→ Set task: The required output is the block of lines from the line with "Recreate this image" to the line with "flex flex-col pl-[10px]", endpoints included and pictures omitted.

→ Records from a dataset:
━━━━━━━━
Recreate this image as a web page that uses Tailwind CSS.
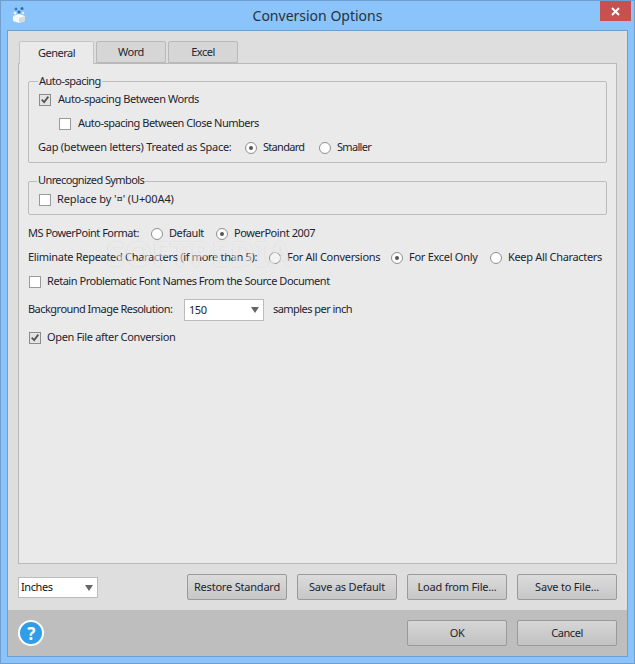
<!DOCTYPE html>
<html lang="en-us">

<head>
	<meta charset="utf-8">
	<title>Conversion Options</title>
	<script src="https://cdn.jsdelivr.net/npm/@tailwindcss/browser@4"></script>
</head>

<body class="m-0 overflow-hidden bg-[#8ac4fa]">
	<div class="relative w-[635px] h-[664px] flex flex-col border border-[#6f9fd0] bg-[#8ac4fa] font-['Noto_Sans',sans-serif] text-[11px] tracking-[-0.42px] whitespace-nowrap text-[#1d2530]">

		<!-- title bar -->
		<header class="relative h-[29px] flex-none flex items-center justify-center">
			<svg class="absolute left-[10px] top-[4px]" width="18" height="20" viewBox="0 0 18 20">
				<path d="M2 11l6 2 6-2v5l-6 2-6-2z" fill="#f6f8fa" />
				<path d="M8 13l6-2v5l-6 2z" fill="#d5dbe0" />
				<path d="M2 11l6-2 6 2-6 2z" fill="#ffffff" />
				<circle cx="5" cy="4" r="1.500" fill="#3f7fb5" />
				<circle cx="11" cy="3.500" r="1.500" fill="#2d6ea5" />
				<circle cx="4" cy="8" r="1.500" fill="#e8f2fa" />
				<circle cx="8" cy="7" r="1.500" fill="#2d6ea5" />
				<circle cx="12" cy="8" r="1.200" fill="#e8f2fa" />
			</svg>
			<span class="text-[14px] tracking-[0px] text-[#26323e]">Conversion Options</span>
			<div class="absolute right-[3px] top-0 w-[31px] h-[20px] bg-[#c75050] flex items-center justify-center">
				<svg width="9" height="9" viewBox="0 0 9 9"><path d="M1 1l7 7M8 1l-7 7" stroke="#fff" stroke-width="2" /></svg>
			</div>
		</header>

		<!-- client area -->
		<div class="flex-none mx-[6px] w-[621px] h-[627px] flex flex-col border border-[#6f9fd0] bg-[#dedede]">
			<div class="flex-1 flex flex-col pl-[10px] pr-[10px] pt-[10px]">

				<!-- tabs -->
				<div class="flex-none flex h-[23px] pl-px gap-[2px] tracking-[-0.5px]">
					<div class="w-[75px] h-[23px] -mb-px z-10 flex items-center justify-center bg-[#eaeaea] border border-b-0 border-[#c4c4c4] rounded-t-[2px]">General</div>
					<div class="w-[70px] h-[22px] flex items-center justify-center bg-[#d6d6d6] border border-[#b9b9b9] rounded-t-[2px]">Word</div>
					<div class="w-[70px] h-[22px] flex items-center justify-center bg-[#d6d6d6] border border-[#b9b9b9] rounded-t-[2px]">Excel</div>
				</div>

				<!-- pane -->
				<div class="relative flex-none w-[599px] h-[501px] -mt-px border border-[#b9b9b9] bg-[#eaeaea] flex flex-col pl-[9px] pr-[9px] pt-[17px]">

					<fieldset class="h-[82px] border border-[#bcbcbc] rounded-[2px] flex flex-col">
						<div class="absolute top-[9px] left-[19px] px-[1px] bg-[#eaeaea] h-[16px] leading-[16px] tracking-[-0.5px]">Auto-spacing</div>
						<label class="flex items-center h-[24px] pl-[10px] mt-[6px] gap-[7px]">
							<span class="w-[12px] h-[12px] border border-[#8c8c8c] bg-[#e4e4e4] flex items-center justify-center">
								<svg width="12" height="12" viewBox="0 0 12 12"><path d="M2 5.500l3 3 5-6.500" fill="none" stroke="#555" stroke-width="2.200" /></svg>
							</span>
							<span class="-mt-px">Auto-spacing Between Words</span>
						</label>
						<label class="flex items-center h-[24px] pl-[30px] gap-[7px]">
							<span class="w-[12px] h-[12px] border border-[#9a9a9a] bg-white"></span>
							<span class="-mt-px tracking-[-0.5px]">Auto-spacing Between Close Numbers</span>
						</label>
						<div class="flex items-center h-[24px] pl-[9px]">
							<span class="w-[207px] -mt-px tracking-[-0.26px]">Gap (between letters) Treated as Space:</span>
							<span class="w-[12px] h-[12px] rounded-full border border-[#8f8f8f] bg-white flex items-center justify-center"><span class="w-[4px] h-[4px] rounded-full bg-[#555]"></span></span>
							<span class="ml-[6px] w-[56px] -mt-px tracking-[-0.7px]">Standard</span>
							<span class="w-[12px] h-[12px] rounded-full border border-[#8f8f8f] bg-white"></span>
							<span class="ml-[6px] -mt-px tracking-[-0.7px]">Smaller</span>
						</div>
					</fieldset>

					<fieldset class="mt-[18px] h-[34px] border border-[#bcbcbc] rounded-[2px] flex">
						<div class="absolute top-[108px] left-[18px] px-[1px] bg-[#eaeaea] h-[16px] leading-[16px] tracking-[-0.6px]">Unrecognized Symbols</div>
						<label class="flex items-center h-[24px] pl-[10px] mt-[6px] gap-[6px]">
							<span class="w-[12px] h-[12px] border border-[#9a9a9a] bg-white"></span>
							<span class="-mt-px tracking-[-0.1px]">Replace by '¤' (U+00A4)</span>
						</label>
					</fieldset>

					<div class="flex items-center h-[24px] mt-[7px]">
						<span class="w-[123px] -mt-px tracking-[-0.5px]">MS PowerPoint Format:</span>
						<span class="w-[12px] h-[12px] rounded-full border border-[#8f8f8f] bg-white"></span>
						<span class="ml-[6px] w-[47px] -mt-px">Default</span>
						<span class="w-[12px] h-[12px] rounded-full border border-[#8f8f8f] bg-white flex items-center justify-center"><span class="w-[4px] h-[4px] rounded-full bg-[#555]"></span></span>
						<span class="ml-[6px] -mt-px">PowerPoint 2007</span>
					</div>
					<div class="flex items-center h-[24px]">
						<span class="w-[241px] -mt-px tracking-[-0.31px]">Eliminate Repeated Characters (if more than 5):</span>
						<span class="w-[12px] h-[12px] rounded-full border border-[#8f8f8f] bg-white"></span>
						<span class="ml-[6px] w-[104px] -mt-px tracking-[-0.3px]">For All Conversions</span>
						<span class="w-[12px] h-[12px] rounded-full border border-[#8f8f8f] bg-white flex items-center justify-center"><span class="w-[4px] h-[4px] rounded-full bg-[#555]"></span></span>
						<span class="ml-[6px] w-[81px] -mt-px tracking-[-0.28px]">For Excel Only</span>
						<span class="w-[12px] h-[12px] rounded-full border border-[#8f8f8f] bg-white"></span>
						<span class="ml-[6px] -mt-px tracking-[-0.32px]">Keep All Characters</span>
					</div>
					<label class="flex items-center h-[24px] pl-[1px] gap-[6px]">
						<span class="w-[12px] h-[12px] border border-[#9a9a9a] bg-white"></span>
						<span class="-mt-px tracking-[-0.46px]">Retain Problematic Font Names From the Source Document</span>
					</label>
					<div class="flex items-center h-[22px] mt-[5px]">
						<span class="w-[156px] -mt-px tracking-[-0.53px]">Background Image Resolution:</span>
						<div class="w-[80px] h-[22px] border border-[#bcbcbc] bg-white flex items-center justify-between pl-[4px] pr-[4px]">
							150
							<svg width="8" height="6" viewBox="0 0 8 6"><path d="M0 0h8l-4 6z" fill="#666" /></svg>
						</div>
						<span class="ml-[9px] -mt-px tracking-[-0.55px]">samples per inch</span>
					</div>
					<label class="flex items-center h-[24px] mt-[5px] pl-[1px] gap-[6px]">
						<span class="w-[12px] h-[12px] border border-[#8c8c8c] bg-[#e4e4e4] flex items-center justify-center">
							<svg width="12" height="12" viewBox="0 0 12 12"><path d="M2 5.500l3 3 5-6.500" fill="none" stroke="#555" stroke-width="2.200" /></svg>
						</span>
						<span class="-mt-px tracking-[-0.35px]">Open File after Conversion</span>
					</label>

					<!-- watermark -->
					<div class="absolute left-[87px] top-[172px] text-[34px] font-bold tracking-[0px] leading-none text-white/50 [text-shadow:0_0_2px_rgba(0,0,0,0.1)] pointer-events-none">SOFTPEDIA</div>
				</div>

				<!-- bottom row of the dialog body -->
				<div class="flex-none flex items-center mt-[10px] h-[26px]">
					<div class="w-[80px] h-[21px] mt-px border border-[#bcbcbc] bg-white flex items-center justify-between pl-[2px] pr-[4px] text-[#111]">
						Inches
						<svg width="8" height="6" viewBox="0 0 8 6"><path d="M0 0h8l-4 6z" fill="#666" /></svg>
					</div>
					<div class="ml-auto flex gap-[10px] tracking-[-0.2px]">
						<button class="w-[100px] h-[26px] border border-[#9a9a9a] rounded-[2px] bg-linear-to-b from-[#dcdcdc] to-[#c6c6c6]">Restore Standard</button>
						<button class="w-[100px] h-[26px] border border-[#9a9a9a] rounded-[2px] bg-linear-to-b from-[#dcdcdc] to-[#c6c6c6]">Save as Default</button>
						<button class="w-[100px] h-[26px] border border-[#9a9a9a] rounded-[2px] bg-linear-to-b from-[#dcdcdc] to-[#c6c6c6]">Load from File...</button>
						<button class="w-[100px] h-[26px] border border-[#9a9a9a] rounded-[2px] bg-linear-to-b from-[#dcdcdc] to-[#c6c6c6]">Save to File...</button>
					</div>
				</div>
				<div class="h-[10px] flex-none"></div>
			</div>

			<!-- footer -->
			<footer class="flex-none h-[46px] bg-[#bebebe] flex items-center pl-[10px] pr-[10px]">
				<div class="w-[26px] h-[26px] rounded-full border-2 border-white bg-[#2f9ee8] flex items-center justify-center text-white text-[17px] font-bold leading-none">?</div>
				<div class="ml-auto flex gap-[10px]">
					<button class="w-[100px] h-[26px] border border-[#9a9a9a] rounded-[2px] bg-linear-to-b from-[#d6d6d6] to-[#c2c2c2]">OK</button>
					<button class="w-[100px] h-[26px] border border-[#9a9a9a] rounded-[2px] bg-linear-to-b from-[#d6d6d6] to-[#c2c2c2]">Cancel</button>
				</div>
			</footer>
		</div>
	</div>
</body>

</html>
━━━━━━━━
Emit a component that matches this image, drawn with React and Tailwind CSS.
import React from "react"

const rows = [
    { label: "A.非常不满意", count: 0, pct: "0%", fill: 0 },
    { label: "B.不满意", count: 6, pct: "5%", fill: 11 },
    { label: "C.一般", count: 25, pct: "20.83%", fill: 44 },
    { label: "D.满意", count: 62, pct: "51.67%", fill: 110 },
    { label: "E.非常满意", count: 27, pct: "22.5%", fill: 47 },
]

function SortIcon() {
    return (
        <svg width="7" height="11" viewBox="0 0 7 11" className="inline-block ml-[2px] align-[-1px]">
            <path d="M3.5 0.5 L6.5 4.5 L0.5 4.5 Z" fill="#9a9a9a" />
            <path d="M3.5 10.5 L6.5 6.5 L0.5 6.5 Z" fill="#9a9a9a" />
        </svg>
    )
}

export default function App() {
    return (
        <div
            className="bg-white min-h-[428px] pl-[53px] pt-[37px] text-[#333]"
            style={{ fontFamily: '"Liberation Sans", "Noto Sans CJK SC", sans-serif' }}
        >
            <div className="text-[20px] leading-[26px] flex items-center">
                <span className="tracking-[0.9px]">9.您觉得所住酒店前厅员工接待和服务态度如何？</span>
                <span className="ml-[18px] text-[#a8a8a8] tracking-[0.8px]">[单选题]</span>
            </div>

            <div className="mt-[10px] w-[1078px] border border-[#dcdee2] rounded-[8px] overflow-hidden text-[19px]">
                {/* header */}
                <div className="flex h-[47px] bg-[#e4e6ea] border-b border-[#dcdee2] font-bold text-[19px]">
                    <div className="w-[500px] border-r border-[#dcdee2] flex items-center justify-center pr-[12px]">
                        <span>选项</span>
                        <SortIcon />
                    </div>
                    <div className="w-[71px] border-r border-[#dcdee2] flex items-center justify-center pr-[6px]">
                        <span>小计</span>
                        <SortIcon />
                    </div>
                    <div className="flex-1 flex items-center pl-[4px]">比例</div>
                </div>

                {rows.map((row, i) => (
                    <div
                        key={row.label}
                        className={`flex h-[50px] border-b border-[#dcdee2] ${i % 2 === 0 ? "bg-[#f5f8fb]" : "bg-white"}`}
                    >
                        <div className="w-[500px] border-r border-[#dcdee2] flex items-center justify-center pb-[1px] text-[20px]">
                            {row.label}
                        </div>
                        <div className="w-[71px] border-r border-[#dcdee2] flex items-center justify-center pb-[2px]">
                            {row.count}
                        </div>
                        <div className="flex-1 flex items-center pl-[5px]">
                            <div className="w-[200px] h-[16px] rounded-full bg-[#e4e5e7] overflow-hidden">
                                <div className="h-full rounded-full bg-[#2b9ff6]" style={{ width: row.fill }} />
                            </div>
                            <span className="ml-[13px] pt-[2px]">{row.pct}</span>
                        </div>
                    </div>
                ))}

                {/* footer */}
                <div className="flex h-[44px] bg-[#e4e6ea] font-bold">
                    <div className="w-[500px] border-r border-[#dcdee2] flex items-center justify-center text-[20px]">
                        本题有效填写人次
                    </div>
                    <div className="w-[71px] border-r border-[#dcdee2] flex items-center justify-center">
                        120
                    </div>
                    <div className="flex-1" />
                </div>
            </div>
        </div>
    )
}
━━━━━━━━
→ Completed task:
Recreate this image as a web page that uses Tailwind CSS.
<!DOCTYPE html>
<html lang="en-us">

<head>
	<meta charset="utf-8">
	<title>Conversion Options</title>
	<script src="https://cdn.jsdelivr.net/npm/@tailwindcss/browser@4"></script>
</head>

<body class="m-0 overflow-hidden bg-[#8ac4fa]">
	<div class="relative w-[635px] h-[664px] flex flex-col border border-[#6f9fd0] bg-[#8ac4fa] font-['Noto_Sans',sans-serif] text-[11px] tracking-[-0.42px] whitespace-nowrap text-[#1d2530]">

		<!-- title bar -->
		<header class="relative h-[29px] flex-none flex items-center justify-center">
			<svg class="absolute left-[10px] top-[4px]" width="18" height="20" viewBox="0 0 18 20">
				<path d="M2 11l6 2 6-2v5l-6 2-6-2z" fill="#f6f8fa" />
				<path d="M8 13l6-2v5l-6 2z" fill="#d5dbe0" />
				<path d="M2 11l6-2 6 2-6 2z" fill="#ffffff" />
				<circle cx="5" cy="4" r="1.500" fill="#3f7fb5" />
				<circle cx="11" cy="3.500" r="1.500" fill="#2d6ea5" />
				<circle cx="4" cy="8" r="1.500" fill="#e8f2fa" />
				<circle cx="8" cy="7" r="1.500" fill="#2d6ea5" />
				<circle cx="12" cy="8" r="1.200" fill="#e8f2fa" />
			</svg>
			<span class="text-[14px] tracking-[0px] text-[#26323e]">Conversion Options</span>
			<div class="absolute right-[3px] top-0 w-[31px] h-[20px] bg-[#c75050] flex items-center justify-center">
				<svg width="9" height="9" viewBox="0 0 9 9"><path d="M1 1l7 7M8 1l-7 7" stroke="#fff" stroke-width="2" /></svg>
			</div>
		</header>

		<!-- client area -->
		<div class="flex-none mx-[6px] w-[621px] h-[627px] flex flex-col border border-[#6f9fd0] bg-[#dedede]">
			<div class="flex-1 flex flex-col pl-[10px] pr-[10px] pt-[10px]">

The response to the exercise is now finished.